While Clinton is accurately viewed as being highly experienced and informed, with a temperament that fits the job, and faces no opposition from leaders within her own party, her unfavorable ratings are just about as bad as those of Trump. Saturation media coverage of her private email server and the Clinton Foundation have taken a serious toll on her public standing, and the “Trump tax” has declined in recent weeks.
The state-based polling models, betting markets, panels of experts, wisdom of crowds and composite models of diverse forecasting models all point to a likely Clinton victory. But if Trump were to close the polling gap nationally and in the swing states in the next few weeks, a pattern not witnessed this late in the campaign cycle in presidential polling since at least 1952, the forecast of most of these models will move with him.

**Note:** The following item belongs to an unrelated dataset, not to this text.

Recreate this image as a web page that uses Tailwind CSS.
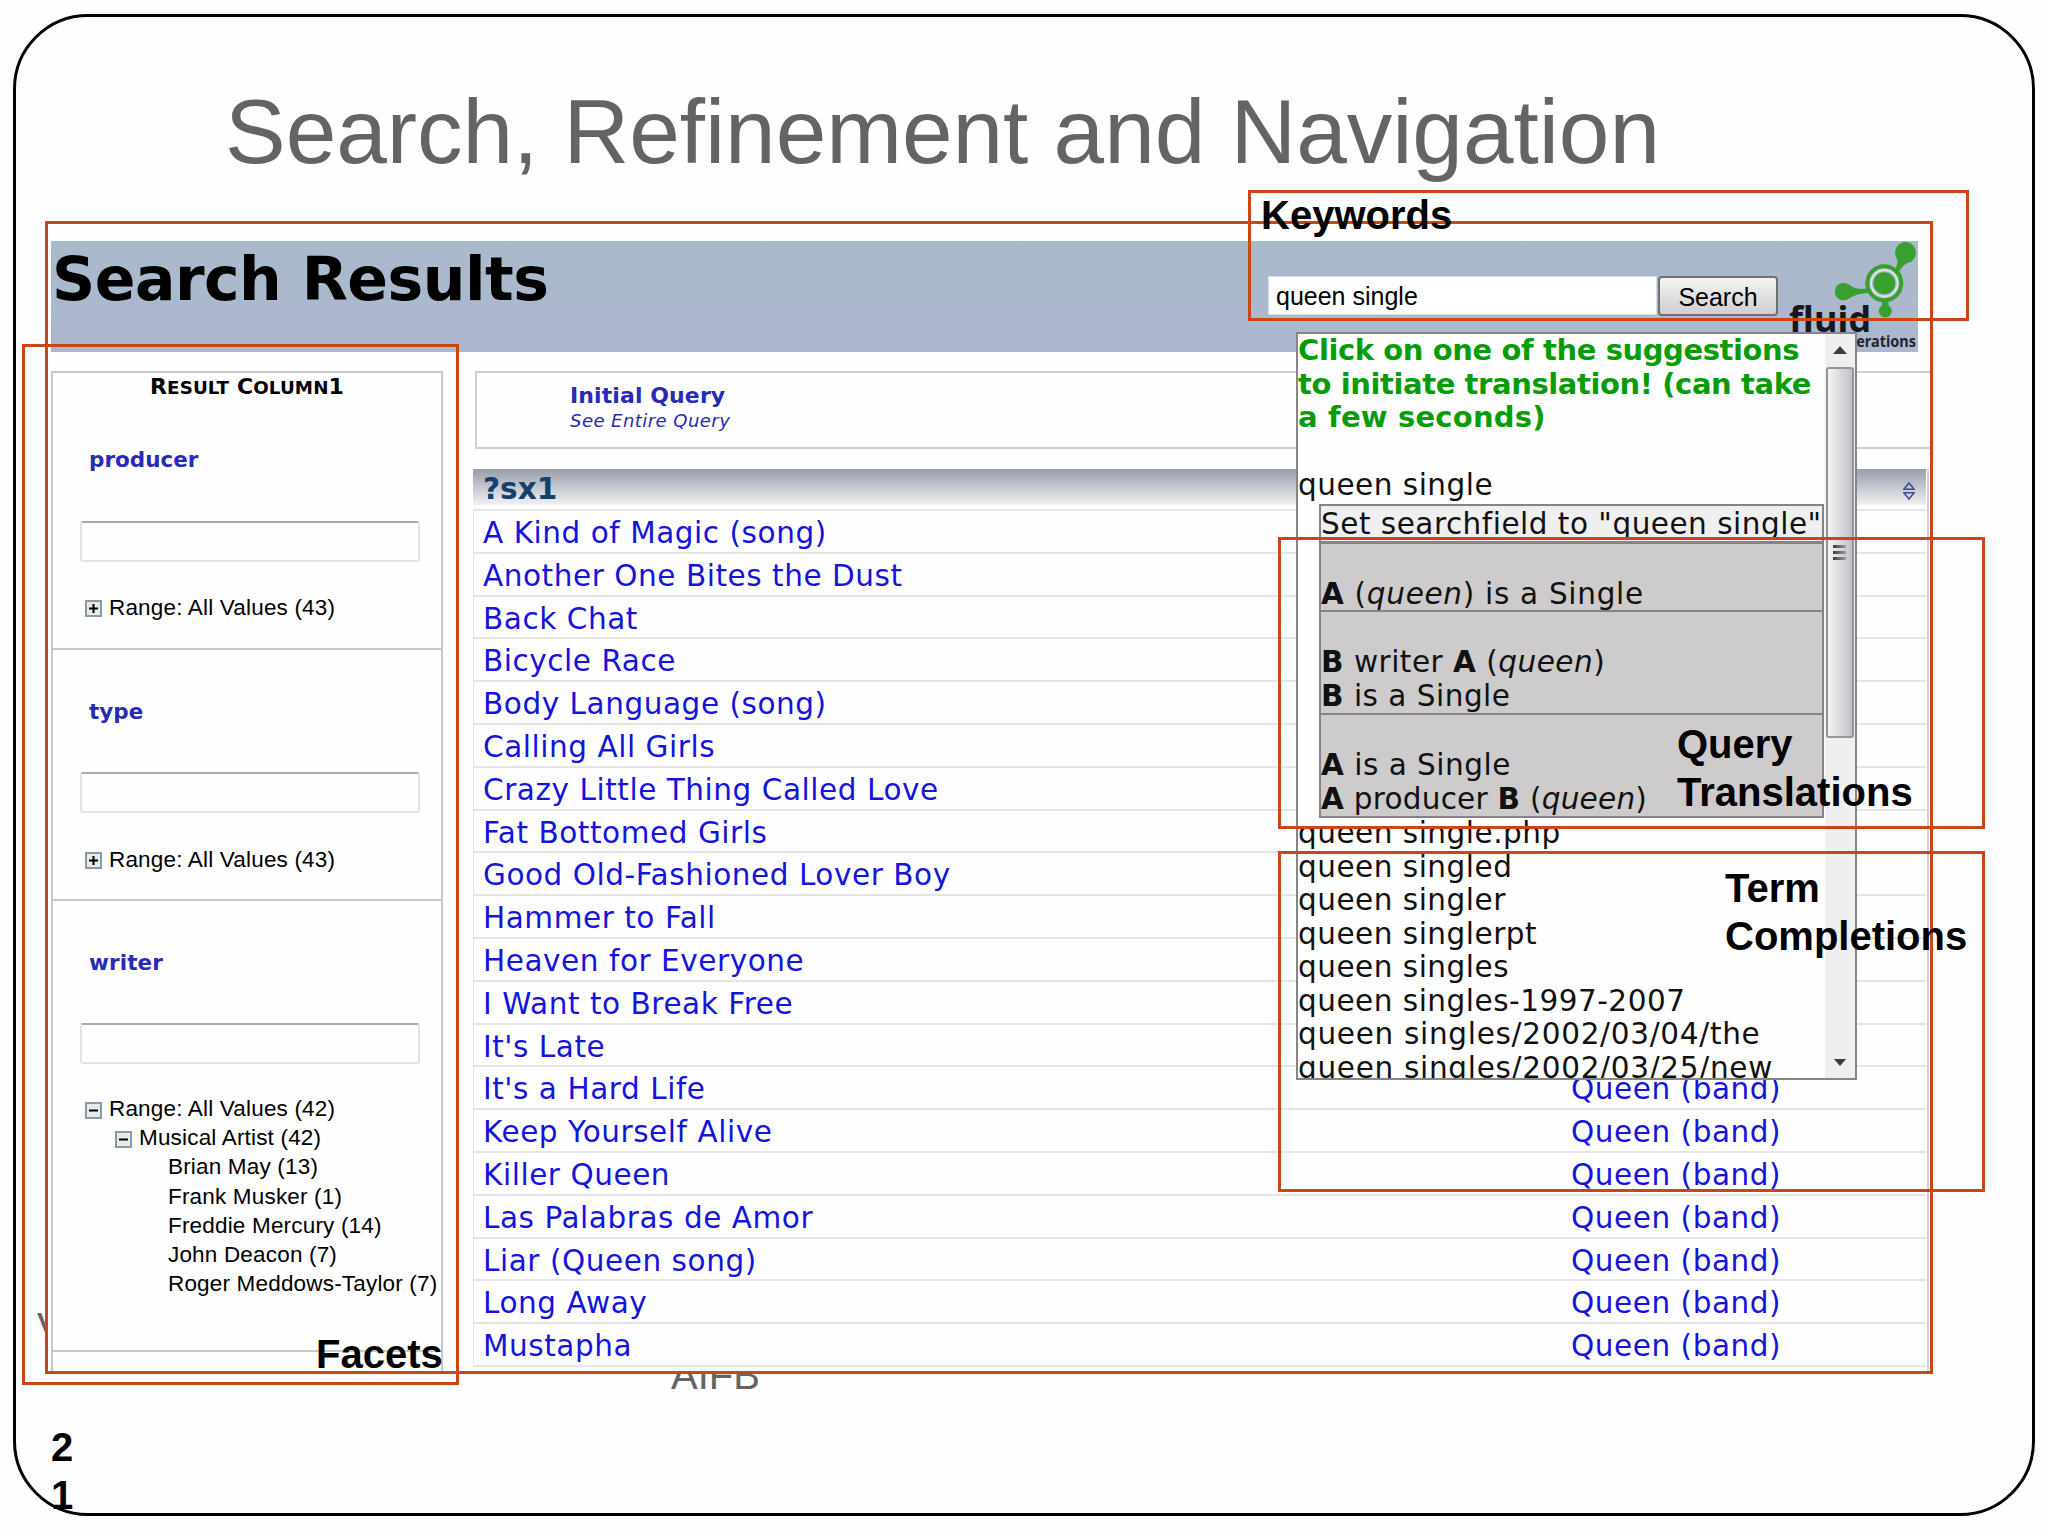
<!DOCTYPE html>
<html lang="en">
<head>
    <meta charset="UTF-8">
    <meta name="viewport" content="width=device-width, initial-scale=1.0">
    <title>Search, Refinement and Navigation</title>
    <script src="https://cdn.jsdelivr.net/npm/@tailwindcss/browser@4"></script>
</head>
<body class="bg-[#fefefe]">
<div class="relative w-[2048px] h-[1536px] overflow-hidden font-['Liberation_Sans',Arial,sans-serif] text-black">
    <!-- Slide frame -->
    <div class="absolute left-[13px] top-[14px] w-[2022px] h-[1502px] border-3 border-black rounded-[75px]"></div>

    <h1 class="absolute left-[225px] top-[77px] text-[91px] leading-[110px] tracking-[-0.05px] text-[#666366] whitespace-nowrap">Search, Refinement and Navigation</h1>

    <!-- Footer text, mostly covered by the screenshot -->
    <div class="absolute left-[37px] top-[1303px] text-[40px] leading-[48px] text-[#666366]">V</div>
    <div class="absolute left-[671px] top-[1351px] text-[40px] leading-[48px] text-[#666366]">AIFB</div>
    <div class="absolute left-[51px] top-[1423px] w-[24px] text-[40px] leading-[48px] font-bold break-all">21</div>

    <!-- Application screenshot -->
    <div class="absolute left-[48px] top-[241px] w-[1883px] h-[1130px] pl-[3px] overflow-hidden bg-[#fefefe]">
        <header class="flex justify-between w-[1867px] h-[111px] bg-linear-to-b from-[#a9bacb] to-[#adb7cf]">
            <h2 class="pl-px font-['DejaVu_Sans',sans-serif] font-bold text-[60px] leading-[76px] tracking-[-0.5px]">Search Results</h2>
            <div class="flex items-start">
                <div class="mt-[35px] w-[389px] h-[39px] pl-[7px] bg-white border border-[#d5dde8] text-[25px] leading-[38px]">queen single</div>
                <div class="mt-[35px] ml-px w-[120px] h-[40px] rounded-[4px] border-2 border-[#707070] bg-linear-to-b from-[#f4f4f4] to-[#cfcfcf] text-center text-[25px] leading-[38px]">Search</div>
                <svg class="w-[140px] h-[111px]" viewBox="1778 241 140 111">
                    <g fill="#3a9f31">
                        <path d="M1896 254 Q1900 266 1893 271 L1898 276 Q1900 264 1913 261Z"/>
                        <path d="M1848 284 Q1857 291 1867 288 L1868 293 Q1857 293 1848 299Z"/>
                        <path d="M1881 300 Q1884 305 1880 309 L1891 309 Q1887 305 1889 300Z"/>
                        <circle cx="1905.5" cy="252.5" r="10.5"/>
                        <circle cx="1843.5" cy="291.5" r="8.7"/>
                        <circle cx="1885.3" cy="311" r="6.5"/>
                        <circle cx="1884.3" cy="283.3" r="17" fill="#a9bacb" stroke="#3a9f31" stroke-width="4"/>
                        <circle cx="1884.3" cy="283.3" r="13.2" fill="none" stroke="#d8e4dc" stroke-width="2"/>
                        <circle cx="1884.3" cy="283.3" r="11"/>
                    </g>
                    <text x="1789" y="331.5" font-family="Noto Sans" font-weight="bold" font-size="36.5" textLength="82" lengthAdjust="spacingAndGlyphs" fill="#16181c">fluid</text>
                    <text x="1838" y="347" font-family="Noto Sans" font-weight="bold" font-size="16" textLength="78" lengthAdjust="spacingAndGlyphs" fill="#23262c">operations</text>
                </svg>
            </div>
        </header>

        <div class="flex mt-[19px]">
            <!-- Facets -->
            <aside class="w-[392px] h-[1002px] shrink-0 border-2 border-[#c8c8ca] text-[22.5px] tracking-[0.18px]">
                <section class="h-[277px] border-b-2 border-[#c8c8ca]">
                    <div class="text-center font-['DejaVu_Sans',sans-serif] font-bold text-[22px] leading-[28px] tracking-[0.1px]">R<span class="text-[18.3px]">ESULT</span> C<span class="text-[18.3px]">OLUMN</span>1</div>
                    <div class="mt-[43px] pl-[36px] font-['DejaVu_Sans',sans-serif] font-bold text-[21.5px] leading-[30px] tracking-normal text-[#2a2ab4]">producer</div>
                    <div class="mt-[46px] ml-[27px] w-[340px] h-[41px] rounded-[3px] border-2 border-[#e1e3e6] border-t-[#a9abb2]"></div>
                    <div class="mt-[33px] pl-[32px] flex items-center leading-[26px]">
                        <svg class="w-[17px] h-[17px] mr-[7px]" viewBox="0 0 17 17"><rect x="1" y="1" width="15" height="15" fill="#e9e9e7" stroke="#8b99ab" stroke-width="2"/><path d="M4 8.5h9M8.5 4v9" stroke="#000" stroke-width="2"/></svg>
                        Range: All Values (43)
                    </div>
                </section>
                <section class="h-[251px] pt-[47px] border-b-2 border-[#c8c8ca]">
                    <div class="pl-[36px] font-['DejaVu_Sans',sans-serif] font-bold text-[21.5px] leading-[30px] tracking-normal text-[#2a2ab4]">type</div>
                    <div class="mt-[45px] ml-[27px] w-[340px] h-[41px] rounded-[3px] border-2 border-[#e1e3e6] border-t-[#a9abb2]"></div>
                    <div class="mt-[34px] pl-[32px] flex items-center leading-[26px]">
                        <svg class="w-[17px] h-[17px] mr-[7px]" viewBox="0 0 17 17"><rect x="1" y="1" width="15" height="15" fill="#e9e9e7" stroke="#8b99ab" stroke-width="2"/><path d="M4 8.5h9M8.5 4v9" stroke="#000" stroke-width="2"/></svg>
                        Range: All Values (43)
                    </div>
                </section>
                <section class="h-[451px] pt-[47px] border-b-2 border-[#c8c8ca] whitespace-nowrap">
                    <div class="pl-[36px] font-['DejaVu_Sans',sans-serif] font-bold text-[21.5px] leading-[30px] tracking-[0.1px] text-[#2a2ab4]">writer</div>
                    <div class="mt-[45px] ml-[27px] w-[340px] h-[41px] rounded-[3px] border-2 border-[#e1e3e6] border-t-[#a9abb2]"></div>
                    <div class="mt-[30px] leading-[29.2px]">
                        <div class="pl-[32px] flex items-center">
                            <svg class="w-[17px] h-[17px] mr-[7px] mt-[4px]" viewBox="0 0 17 17"><rect x="1" y="1" width="15" height="15" fill="#e9e9e7" stroke="#8b99ab" stroke-width="2"/><path d="M4 8.5h9" stroke="#000" stroke-width="2"/></svg>
                            Range: All Values (42)
                        </div>
                        <div class="pl-[62px] flex items-center">
                            <svg class="w-[17px] h-[17px] mr-[7px] mt-[4px]" viewBox="0 0 17 17"><rect x="1" y="1" width="15" height="15" fill="#e9e9e7" stroke="#8b99ab" stroke-width="2"/><path d="M4 8.5h9" stroke="#000" stroke-width="2"/></svg>
                            Musical Artist (42)
                        </div>
                        <div class="pl-[115px]">
                            <div>Brian May (13)</div>
                            <div>Frank Musker (1)</div>
                            <div>Freddie Mercury (14)</div>
                            <div>John Deacon (7)</div>
                            <div>Roger Meddows-Taylor (7)</div>
                        </div>
                    </div>
                </section>
            </aside>

            <!-- Results -->
            <main class="ml-[30px] w-[1457px] shrink-0 font-['DejaVu_Sans',sans-serif]">
                <div class="ml-[2px] h-[78px] pt-[10px] pl-[93px] border-2 border-r-0 border-[#cfcfd1] text-[#2a2ab4]">
                    <div class="font-bold text-[22px] leading-[26px] tracking-[0.1px]">Initial Query</div>
                    <div class="italic text-[18px] leading-[23px] tracking-[0.45px]">See Entire Query</div>
                </div>
                <div class="mt-[20px] h-[902px] w-[1456px] border-r-2 border-[#d2d2d4]">
                    <div class="w-[1453px] h-[42px] border-b-2 border-[#e3e4e6]">
                        <div class="flex justify-between items-center h-[36px] pl-[10px] pr-[10px] bg-linear-to-b from-[#989daa] to-[#f1f2f5]">
                            <span class="mt-[5px] font-bold text-[29.5px] leading-[43px] text-[#15406e]">?sx1</span>
                            <svg class="w-[14px] h-[20px] mt-[7px]" viewBox="0 0 14 20" fill="none" stroke="#3d4b93" stroke-width="1.5"><path d="M2.5 7.5L7 2l4.500 5.500M1 8.300h12M1 11.700h12M2.500 12.500L7 18l4.500-5.500"/></svg>
                        </div>
                    </div>
                    <div id="rows" class="text-[29.5px] tracking-[0.55px] text-[#1414dc]"></div>
                </div>
            </main>
        </div>
    </div>

    <!-- Suggestion list -->
    <div class="absolute left-[1296px] top-[332px] w-[561px] h-[748px] flex overflow-hidden border-2 border-[#858585] bg-[#fefefe] font-['DejaVu_Sans',sans-serif] text-[29.5px] leading-[33.5px] tracking-[0.5px] text-[#111] whitespace-nowrap">
        <div class="w-[527px] shrink-0">
            <div class="font-bold text-[29px] tracking-[-0.4px] text-[#069c06]">Click on one of the suggestions<br>to initiate translation! (can take<br><span class="tracking-[0.2px]">a few seconds)</span></div>
            <div class="mt-[34px]">queen single</div>
            <div class="mt-[2px] ml-[21px] w-[505px] border-2 border-[#858387] bg-[#cdcbcc]">
                <div class="h-[35px] leading-[37px] bg-[#efeff0] tracking-[0.5px]">Set searchfield to "queen single"</div>
                <div class="h-[71px] border-t-3 border-b-2 border-[#858387] pt-[34px] tracking-[0.7px]"><b>A</b> (<i>queen</i>) is a Single</div>
                <div class="h-[103px] border-b-2 border-[#858387] pt-[34px]"><b>B</b> writer <b>A</b> (<i>queen</i>)<br><b>B</b> is a Single</div>
                <div class="h-[101px] pt-[34px]"><b>A</b> is a Single<br><span class="tracking-[0.25px]"><b>A</b> producer <b>B</b> (<i>queen</i>)</span></div>
            </div>
            <div class="-mt-[1px]">
                <div>queen single.php</div>
                <div>queen singled</div>
                <div>queen singler</div>
                <div>queen singlerpt</div>
                <div>queen singles</div>
                <div>queen singles-1997-2007</div>
                <div class="tracking-[0.7px]">queen singles/2002/03/04/the</div>
                <div class="tracking-[0.7px]">queen singles/2002/03/25/new</div>
            </div>
        </div>
        <!-- Scrollbar -->
        <div class="flex flex-col items-center w-[30px] h-full bg-[#efeff0]">
            <svg class="w-[14px] h-[8px] mt-[12px]" viewBox="0 0 14 8"><path d="M7 0l7 8H0z" fill="#3c3c3c"/></svg>
            <div class="mt-[13px] w-[28px] h-[371px] shrink-0 rounded-[3px] border-2 border-[#94949a] bg-linear-to-r from-[#f5f5f5] to-[#c0c0c6] pt-[176px]">
                <div class="ml-[5px] flex flex-col gap-[3px] w-[13px]">
                    <span class="h-[3px] bg-linear-to-r from-[#3c3c3c] to-[#a0a0a4]"></span>
                    <span class="h-[3px] bg-linear-to-r from-[#3c3c3c] to-[#a0a0a4]"></span>
                    <span class="h-[3px] bg-linear-to-r from-[#3c3c3c] to-[#a0a0a4]"></span>
                </div>
            </div>
            <svg class="w-[12px] h-[7px] mt-auto mb-[12px]" viewBox="0 0 14 8"><path d="M7 8l7-8H0z" fill="#3c3c3c"/></svg>
        </div>
    </div>

    <!-- Annotations -->
    <div class="absolute left-[45px] top-[221px] w-[1888px] h-[1153px] border-3 border-[#cb4617]"></div>
    <div class="absolute left-[22px] top-[344px] w-[437px] h-[1041px] border-3 border-[#cb4617]"></div>
    <div class="absolute left-[1248px] top-[190px] w-[721px] h-[131px] border-3 border-[#cb4617]"></div>
    <div class="absolute left-[1278px] top-[537px] w-[707px] h-[292px] border-3 border-[#cb4617]"></div>
    <div class="absolute left-[1278px] top-[851px] w-[707px] h-[341px] border-3 border-[#cb4617]"></div>
    <div class="absolute left-[1261px] top-[191px] text-[40px] leading-[48px] font-bold">Keywords</div>
    <div class="absolute left-[316px] top-[1330px] text-[40px] leading-[48px] font-bold">Facets</div>
    <div class="absolute left-[1677px] top-[720px] text-[40px] leading-[48px] font-bold">Query<br>Translations</div>
    <div class="absolute left-[1725px] top-[864px] text-[40px] leading-[48px] font-bold">Term<br>Completions</div>
</div>

<script>
    const songs = [
        "A Kind of Magic (song)", "Another One Bites the Dust", "Back Chat", "Bicycle Race",
        "Body Language (song)", "Calling All Girls", "Crazy Little Thing Called Love",
        "Fat Bottomed Girls", "Good Old-Fashioned Lover Boy", "Hammer to Fall",
        "Heaven for Everyone", "I Want to Break Free", "It's Late", "It's a Hard Life",
        "Keep Yourself Alive", "Killer Queen", "Las Palabras de Amor", "Liar (Queen song)",
        "Long Away", "Mustapha"
    ];

    // One row per song, every song has the same artist
    const rows = document.getElementById('rows');
    songs.forEach(function(song) {
        const row = document.createElement('div');
        row.className = 'flex w-[1453px] h-[42.8px] pl-[9px] leading-[44px] border-b-2 border-l border-[#e4e5e7]';
        row.innerHTML = '<span class="w-[1088px]">' + song + '</span><span>Queen (band)</span>';
        rows.appendChild(row);
    });
</script>
</body>
</html>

The debates and fall campaigning (especially in light of her lead in fundraising and campaign organization) should reinforce Clinton’s lead and produce a modest victory, not a landslide. The smaller her victory, the less likely Democrats will regain control of the Senate and make solid gains in the House. A Republican Senate would create a huge obstacle to a President Hillary Clinton from day one. (Note that many of these forecasting models predict Senate election outcomes; some do so for the House as well. But that is a subject for another blog.)
What these models cannot do is reduce all uncertainty. The conduct of the campaign and, just as importantly, its coverage in the media during the remaining weeks of the campaign, hold open the possibility, not likelihood, of a President Trump. If the odds of that prospect increase, some longtime Republican voters troubled by Trump’s candidacy may decide to see that it does not come to pass.